What to work on » All the data should be repeated exactly. Any image in it is left out.

Data »
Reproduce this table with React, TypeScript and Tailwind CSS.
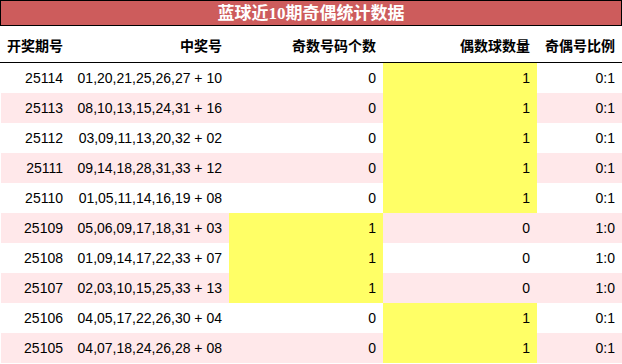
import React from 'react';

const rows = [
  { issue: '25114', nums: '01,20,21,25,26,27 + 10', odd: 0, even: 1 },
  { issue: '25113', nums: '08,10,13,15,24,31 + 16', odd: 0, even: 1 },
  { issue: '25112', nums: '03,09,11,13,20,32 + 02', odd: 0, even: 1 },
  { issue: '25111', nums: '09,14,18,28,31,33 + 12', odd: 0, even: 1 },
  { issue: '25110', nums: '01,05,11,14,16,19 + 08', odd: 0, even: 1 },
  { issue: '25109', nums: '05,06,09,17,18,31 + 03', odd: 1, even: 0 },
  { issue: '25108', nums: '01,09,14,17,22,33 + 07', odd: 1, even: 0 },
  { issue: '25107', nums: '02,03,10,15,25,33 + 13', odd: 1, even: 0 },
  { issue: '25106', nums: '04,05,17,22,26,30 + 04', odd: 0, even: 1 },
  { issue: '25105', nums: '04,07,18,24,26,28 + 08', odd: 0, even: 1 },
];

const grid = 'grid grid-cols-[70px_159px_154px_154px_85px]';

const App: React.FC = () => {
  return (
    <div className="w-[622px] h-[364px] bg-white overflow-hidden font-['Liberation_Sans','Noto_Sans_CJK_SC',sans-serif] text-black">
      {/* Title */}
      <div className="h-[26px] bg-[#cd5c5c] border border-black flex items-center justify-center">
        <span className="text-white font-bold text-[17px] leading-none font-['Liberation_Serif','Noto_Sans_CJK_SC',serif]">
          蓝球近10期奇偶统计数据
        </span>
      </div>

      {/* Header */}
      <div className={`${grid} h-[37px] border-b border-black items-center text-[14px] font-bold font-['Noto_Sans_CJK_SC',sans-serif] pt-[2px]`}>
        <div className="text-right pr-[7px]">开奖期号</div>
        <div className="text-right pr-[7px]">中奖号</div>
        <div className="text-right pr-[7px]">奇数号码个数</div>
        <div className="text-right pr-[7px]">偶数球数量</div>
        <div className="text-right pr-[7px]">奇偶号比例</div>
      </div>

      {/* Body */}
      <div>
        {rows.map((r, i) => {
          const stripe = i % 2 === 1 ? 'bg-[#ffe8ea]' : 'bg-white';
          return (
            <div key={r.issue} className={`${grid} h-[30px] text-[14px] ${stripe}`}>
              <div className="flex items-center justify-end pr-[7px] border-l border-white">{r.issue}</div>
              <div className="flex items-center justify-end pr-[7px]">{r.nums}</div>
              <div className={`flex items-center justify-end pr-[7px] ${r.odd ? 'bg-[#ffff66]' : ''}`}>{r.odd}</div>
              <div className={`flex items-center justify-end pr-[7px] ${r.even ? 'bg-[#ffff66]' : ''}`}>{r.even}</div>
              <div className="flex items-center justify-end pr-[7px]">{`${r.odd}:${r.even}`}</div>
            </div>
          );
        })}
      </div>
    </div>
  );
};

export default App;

Result »
Reproduce this table with React, TypeScript and Tailwind CSS.
import React from 'react';

const rows = [
  { issue: '25114', nums: '01,20,21,25,26,27 + 10', odd: 0, even: 1 },
  { issue: '25113', nums: '08,10,13,15,24,31 + 16', odd: 0, even: 1 },
  { issue: '25112', nums: '03,09,11,13,20,32 + 02', odd: 0, even: 1 },
  { issue: '25111', nums: '09,14,18,28,31,33 + 12', odd: 0, even: 1 },
  { issue: '25110', nums: '01,05,11,14,16,19 + 08', odd: 0, even: 1 },
  { issue: '25109', nums: '05,06,09,17,18,31 + 03', odd: 1, even: 0 },
  { issue: '25108', nums: '01,09,14,17,22,33 + 07', odd: 1, even: 0 },
  { issue: '25107', nums: '02,03,10,15,25,33 + 13', odd: 1, even: 0 },
  { issue: '25106', nums: '04,05,17,22,26,30 + 04', odd: 0, even: 1 },
  { issue: '25105', nums: '04,07,18,24,26,28 + 08', odd: 0, even: 1 },
];

const grid = 'grid grid-cols-[70px_159px_154px_154px_85px]';

const App: React.FC = () => {
  return (
    <div className="w-[622px] h-[364px] bg-white overflow-hidden font-['Liberation_Sans','Noto_Sans_CJK_SC',sans-serif] text-black">
      {/* Title */}
      <div className="h-[26px] bg-[#cd5c5c] border border-black flex items-center justify-center">
        <span className="text-white font-bold text-[17px] leading-none font-['Liberation_Serif','Noto_Sans_CJK_SC',serif]">
          蓝球近10期奇偶统计数据
        </span>
      </div>

      {/* Header */}
      <div className={`${grid} h-[37px] border-b border-black items-center text-[14px] font-bold font-['Noto_Sans_CJK_SC',sans-serif] pt-[2px]`}>
        <div className="text-right pr-[7px]">开奖期号</div>
        <div className="text-right pr-[7px]">中奖号</div>
        <div className="text-right pr-[7px]">奇数号码个数</div>
        <div className="text-right pr-[7px]">偶数球数量</div>
        <div className="text-right pr-[7px]">奇偶号比例</div>
      </div>

      {/* Body */}
      <div>
        {rows.map((r, i) => {
          const stripe = i % 2 === 1 ? 'bg-[#ffe8ea]' : 'bg-white';
          return (
            <div key={r.issue} className={`${grid} h-[30px] text-[14px] ${stripe}`}>
              <div className="flex items-center justify-end pr-[7px] border-l border-white">{r.issue}</div>
              <div className="flex items-center justify-end pr-[7px]">{r.nums}</div>
              <div className={`flex items-center justify-end pr-[7px] ${r.odd ? 'bg-[#ffff66]' : ''}`}>{r.odd}</div>
              <div className={`flex items-center justify-end pr-[7px] ${r.even ? 'bg-[#ffff66]' : ''}`}>{r.even}</div>
              <div className="flex items-center justify-end pr-[7px]">{`${r.odd}:${r.even}`}</div>
            </div>
          );
        })}
      </div>
    </div>
  );
};

export default App;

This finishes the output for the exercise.